I have to accept responsibility as well. The amount of STUFF in this house is just absurd. I mean really, innapropriate, ridiculous, and wildly unreasonable. These are the reasons that I can’t keep up. This is why I have anxiety and stress. This is why at least once a week I turn into some kind of crazy nutcase. I’m in the corner flailing my arms around about crap being everywhere, and my people have become numb to it. It’s like, “uhhhh… Mama’s losing her marbles over the crayons in the floor again… I’ll just go upstairs.” This is why we need a change….
(1) There are one of me and FIVE of us. So there is ZERO reason why I should be the only one (and Daddy, because he actually does help too) To consistently pick up after myself and everyone else.
(2) We have too much JUNK. You guys, hands to the heavens- if Jesus walked through my front door right now- I would be plum ashamed at the “frivelous” To “needed” ratio in our home. The quantity is just insane. I dont know how we got here, but it has finally reared its head and it is UGGGGLY!
To get us back on track, we are donating, trashing, and selling. THE THINGS MUST GO!!!
Charlotte and Turner don’t seem to understand that giving their belongings to someone in need isn’t dumping them in the back of a bin or goodwill type store. I need for her to understand the connection. So we will be finding a family, child, foster home, or children’s home to take the toys to personally. She needs to understand other people’s needs, and how we can help fill them with a simple kind gesture. They need to understand why she should care for her things. They need to understand that not everyone has access to their “needs” much less, “wants”.
I’ve started doing some things to help and encourage the girls to take care of their things. Here’s a few ideas that worked for us and might for you…
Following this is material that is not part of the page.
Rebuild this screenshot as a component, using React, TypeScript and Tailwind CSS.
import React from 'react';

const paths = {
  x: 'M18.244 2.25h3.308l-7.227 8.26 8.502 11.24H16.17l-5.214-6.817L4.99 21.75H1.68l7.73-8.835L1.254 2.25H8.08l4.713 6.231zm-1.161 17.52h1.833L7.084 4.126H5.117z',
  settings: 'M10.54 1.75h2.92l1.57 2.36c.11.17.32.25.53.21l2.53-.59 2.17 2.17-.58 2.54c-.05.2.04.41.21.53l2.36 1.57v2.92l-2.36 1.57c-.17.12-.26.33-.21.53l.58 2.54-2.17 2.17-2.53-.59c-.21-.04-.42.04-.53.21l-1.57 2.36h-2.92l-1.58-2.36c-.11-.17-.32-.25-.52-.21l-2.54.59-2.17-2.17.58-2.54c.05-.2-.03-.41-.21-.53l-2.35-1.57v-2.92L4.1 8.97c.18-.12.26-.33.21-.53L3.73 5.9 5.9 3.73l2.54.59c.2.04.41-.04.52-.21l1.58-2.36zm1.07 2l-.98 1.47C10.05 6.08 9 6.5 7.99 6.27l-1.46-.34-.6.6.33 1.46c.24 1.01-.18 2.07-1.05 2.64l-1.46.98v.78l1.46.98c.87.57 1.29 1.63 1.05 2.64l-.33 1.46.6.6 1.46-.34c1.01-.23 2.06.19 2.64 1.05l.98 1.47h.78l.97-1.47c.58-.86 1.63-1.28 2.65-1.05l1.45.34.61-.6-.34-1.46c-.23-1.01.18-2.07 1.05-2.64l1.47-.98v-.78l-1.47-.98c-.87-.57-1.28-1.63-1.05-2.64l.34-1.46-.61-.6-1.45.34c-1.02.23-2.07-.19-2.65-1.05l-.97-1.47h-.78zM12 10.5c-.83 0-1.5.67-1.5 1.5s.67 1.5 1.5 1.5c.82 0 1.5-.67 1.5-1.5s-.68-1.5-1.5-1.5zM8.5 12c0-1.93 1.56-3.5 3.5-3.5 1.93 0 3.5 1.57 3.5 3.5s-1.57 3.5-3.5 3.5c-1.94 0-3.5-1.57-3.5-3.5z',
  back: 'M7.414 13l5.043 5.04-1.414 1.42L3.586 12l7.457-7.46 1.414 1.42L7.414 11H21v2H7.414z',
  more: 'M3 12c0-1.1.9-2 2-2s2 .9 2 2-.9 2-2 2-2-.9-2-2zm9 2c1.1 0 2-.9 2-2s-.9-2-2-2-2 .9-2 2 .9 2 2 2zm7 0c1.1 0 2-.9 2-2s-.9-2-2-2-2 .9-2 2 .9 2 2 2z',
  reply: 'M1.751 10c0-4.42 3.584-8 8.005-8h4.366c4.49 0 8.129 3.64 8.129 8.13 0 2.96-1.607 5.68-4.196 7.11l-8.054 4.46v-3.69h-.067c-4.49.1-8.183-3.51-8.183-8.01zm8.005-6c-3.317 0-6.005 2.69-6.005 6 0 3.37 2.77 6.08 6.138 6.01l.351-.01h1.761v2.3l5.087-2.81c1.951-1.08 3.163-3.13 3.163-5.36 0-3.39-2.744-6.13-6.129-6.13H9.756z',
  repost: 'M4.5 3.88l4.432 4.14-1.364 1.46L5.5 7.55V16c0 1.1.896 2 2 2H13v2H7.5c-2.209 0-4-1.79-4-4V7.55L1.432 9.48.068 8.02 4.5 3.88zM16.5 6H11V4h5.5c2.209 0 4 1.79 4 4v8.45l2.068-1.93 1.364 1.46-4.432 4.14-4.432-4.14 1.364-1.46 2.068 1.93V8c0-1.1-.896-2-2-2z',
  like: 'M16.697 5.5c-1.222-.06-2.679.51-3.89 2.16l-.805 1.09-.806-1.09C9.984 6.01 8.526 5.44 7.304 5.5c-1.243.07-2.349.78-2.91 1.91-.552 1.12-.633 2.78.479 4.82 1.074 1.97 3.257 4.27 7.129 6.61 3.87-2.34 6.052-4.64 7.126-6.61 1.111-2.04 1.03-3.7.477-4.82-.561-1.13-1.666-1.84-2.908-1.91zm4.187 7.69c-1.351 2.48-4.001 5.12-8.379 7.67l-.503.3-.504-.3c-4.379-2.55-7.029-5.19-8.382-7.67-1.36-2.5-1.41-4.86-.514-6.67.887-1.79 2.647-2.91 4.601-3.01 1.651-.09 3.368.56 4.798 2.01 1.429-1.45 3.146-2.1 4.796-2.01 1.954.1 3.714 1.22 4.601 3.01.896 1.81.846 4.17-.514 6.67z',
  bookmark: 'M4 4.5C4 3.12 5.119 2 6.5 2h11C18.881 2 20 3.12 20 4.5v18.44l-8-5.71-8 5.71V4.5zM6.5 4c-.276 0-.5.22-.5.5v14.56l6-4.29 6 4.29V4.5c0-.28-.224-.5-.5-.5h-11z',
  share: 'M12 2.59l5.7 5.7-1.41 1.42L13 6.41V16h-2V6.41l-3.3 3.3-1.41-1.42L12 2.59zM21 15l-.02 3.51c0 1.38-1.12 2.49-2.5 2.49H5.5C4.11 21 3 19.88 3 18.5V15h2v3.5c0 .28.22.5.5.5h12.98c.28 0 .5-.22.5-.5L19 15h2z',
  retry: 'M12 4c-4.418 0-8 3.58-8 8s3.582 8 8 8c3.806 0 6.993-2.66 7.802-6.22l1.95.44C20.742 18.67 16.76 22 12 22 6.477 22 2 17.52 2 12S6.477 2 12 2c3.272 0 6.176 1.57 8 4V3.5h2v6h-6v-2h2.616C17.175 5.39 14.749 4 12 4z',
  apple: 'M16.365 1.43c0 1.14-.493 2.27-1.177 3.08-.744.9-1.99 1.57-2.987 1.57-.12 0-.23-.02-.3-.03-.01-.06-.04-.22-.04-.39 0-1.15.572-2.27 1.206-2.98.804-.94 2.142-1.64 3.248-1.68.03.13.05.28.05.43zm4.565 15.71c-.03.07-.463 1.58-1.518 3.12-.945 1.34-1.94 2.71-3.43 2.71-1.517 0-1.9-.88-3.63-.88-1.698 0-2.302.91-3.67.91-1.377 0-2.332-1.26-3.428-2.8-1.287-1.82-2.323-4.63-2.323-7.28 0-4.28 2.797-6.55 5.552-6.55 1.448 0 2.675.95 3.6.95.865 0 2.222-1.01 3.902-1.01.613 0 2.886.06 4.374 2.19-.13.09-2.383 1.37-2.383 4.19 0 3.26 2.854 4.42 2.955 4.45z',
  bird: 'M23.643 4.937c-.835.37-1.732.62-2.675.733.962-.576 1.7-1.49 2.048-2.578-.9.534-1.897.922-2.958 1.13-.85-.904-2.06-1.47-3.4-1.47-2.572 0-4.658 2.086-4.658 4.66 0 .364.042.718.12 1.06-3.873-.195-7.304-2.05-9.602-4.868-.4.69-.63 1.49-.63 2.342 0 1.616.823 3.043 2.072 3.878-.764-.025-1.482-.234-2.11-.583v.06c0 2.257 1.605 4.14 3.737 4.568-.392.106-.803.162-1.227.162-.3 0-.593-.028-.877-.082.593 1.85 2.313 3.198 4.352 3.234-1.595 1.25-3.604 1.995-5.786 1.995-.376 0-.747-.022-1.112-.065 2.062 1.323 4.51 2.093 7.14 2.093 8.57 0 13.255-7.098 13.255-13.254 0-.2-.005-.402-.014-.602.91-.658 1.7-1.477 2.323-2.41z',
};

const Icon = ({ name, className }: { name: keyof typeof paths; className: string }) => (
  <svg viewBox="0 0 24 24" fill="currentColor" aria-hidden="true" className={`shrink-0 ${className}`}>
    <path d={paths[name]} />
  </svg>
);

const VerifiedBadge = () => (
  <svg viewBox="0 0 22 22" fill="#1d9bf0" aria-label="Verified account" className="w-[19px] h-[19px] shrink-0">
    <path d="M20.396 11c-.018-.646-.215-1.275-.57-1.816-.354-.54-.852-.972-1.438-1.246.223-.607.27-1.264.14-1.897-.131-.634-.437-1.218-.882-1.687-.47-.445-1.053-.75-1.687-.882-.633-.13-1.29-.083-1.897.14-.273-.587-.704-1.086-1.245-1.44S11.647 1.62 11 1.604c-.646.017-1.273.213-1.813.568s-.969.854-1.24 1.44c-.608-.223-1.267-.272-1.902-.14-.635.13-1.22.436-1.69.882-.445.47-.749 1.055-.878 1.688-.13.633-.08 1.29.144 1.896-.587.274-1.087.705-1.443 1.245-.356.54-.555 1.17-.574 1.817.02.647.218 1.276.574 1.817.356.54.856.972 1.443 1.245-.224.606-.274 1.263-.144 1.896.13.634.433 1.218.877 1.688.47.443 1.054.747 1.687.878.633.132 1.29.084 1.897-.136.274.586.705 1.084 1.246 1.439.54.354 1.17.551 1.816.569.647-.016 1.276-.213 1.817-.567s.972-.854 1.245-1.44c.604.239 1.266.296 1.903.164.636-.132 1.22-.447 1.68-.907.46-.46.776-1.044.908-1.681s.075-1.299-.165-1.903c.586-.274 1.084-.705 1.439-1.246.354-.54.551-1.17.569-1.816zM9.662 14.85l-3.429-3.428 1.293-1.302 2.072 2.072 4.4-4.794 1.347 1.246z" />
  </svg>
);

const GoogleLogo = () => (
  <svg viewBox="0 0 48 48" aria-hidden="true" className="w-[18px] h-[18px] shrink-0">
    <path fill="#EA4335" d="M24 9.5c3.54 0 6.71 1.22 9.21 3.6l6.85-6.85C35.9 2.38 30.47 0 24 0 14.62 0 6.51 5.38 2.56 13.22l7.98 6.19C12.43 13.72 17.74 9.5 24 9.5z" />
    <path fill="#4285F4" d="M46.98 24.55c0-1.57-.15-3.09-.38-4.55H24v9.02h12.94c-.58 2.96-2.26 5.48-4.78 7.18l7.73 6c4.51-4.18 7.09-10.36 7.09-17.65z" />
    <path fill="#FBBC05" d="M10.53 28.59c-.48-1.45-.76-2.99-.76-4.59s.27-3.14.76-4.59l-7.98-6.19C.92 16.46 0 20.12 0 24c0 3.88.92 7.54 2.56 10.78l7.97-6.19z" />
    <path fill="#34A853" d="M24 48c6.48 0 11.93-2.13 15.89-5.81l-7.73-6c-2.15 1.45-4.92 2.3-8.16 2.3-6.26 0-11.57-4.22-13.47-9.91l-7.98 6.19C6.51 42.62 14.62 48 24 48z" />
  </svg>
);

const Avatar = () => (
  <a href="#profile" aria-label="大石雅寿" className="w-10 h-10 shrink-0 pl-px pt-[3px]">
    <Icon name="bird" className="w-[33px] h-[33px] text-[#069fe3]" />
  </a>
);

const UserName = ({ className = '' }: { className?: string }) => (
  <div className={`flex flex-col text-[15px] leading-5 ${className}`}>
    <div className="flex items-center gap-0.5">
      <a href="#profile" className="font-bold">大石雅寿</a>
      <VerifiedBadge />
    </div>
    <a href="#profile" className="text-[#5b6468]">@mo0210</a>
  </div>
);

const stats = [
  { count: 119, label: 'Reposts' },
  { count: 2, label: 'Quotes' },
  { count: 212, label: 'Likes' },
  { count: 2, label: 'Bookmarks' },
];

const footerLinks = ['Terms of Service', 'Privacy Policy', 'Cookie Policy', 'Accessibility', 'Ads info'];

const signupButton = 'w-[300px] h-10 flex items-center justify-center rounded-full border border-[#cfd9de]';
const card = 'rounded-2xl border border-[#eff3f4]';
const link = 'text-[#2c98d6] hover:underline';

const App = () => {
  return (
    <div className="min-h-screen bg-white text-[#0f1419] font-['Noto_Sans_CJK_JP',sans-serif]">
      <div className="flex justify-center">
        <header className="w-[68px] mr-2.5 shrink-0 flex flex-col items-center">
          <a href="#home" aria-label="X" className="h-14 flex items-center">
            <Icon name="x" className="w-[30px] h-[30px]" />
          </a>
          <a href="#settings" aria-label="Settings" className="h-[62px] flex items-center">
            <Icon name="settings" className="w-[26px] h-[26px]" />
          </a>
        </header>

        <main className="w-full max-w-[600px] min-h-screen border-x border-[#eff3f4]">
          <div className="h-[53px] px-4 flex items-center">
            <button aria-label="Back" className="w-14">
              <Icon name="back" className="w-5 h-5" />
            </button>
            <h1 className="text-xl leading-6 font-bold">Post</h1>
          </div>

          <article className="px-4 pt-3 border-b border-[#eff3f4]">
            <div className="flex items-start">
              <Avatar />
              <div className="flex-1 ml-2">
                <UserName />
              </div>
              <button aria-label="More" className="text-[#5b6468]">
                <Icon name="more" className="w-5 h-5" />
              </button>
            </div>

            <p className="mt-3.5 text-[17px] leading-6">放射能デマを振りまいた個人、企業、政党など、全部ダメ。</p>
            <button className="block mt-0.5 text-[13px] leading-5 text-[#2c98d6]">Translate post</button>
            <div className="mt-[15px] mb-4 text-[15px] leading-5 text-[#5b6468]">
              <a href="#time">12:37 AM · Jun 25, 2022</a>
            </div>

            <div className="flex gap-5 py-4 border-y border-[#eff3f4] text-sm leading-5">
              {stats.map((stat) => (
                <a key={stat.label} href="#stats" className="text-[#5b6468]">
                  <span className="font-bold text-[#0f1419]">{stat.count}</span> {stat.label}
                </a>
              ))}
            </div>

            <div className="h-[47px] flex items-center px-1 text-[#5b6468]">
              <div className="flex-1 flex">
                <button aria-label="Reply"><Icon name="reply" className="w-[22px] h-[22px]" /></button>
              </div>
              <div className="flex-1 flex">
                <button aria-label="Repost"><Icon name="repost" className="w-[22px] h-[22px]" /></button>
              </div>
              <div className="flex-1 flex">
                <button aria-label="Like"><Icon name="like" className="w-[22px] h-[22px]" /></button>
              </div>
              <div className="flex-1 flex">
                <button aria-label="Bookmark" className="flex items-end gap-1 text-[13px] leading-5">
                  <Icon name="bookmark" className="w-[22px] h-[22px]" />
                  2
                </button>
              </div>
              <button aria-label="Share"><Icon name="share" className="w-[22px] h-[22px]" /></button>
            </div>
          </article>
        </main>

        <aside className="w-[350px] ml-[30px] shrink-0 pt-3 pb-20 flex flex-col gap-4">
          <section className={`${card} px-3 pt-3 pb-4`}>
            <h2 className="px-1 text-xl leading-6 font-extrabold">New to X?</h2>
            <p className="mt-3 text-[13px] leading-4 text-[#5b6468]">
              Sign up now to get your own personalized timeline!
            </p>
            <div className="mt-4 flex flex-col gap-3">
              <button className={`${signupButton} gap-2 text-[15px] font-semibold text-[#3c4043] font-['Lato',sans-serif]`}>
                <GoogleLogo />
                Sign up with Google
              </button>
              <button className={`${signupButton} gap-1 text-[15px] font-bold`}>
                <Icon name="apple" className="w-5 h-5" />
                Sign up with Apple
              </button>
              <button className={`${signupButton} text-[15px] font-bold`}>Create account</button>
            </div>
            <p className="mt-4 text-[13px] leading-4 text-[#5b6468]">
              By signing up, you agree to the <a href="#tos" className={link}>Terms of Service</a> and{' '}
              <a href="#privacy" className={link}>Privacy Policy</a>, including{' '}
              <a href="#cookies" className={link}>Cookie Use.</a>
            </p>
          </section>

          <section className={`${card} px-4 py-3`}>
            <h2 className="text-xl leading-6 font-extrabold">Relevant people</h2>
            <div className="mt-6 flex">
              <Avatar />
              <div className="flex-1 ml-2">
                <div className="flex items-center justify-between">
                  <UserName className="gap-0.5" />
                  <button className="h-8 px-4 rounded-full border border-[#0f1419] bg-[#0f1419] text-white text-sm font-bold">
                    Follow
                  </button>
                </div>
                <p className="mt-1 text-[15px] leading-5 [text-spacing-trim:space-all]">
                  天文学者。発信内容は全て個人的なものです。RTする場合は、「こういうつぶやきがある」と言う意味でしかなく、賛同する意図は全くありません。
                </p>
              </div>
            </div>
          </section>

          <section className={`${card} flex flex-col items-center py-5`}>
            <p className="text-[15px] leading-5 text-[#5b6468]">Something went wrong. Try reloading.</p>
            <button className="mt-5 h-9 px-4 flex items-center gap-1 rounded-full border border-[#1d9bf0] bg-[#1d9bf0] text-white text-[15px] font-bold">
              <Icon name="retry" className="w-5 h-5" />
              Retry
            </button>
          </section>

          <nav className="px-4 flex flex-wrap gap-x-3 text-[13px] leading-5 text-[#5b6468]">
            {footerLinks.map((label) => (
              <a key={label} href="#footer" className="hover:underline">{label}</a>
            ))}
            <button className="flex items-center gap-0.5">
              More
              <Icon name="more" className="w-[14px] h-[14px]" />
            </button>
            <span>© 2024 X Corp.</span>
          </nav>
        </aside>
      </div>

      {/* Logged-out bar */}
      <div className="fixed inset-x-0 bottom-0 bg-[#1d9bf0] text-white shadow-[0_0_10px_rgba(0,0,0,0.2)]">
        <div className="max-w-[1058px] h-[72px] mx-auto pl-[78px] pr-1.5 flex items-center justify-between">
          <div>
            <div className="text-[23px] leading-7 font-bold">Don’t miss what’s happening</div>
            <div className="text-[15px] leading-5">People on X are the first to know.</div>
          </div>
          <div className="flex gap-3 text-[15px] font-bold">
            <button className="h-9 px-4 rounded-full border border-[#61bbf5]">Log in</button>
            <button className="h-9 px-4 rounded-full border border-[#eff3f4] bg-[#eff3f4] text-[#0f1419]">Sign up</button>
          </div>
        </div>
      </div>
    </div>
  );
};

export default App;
We have a “shoe basket.” Here, shoes do not get left downstairs. Every night the girls take the shoe basket and empty shoes in the appropriate closets. No more tripping over shoes or hunting them down. The are taken off, and then taken back to their “homes” at the end of the day.
The girls also know how to take off their clothes, and put them correctly in the hamper. No more inside out pants with underwear still rolled inside them. Pulling pants leg back right side out is No longer something that I can physically do or handle. I can’t, I can’t do it, I cant handle it. It’s making my laundry days a nightmare.
Here is where I have to cave. Three and five year olds are not “efficient”. You do not get both “quick” and “correct”. You get one or the other, you have to choose. So since I’m choosing “correct”, I have to up my patience level. And I mean, like going from “nonexistent” to “Mother Theresa”. This is non-negotiable for at least another five years.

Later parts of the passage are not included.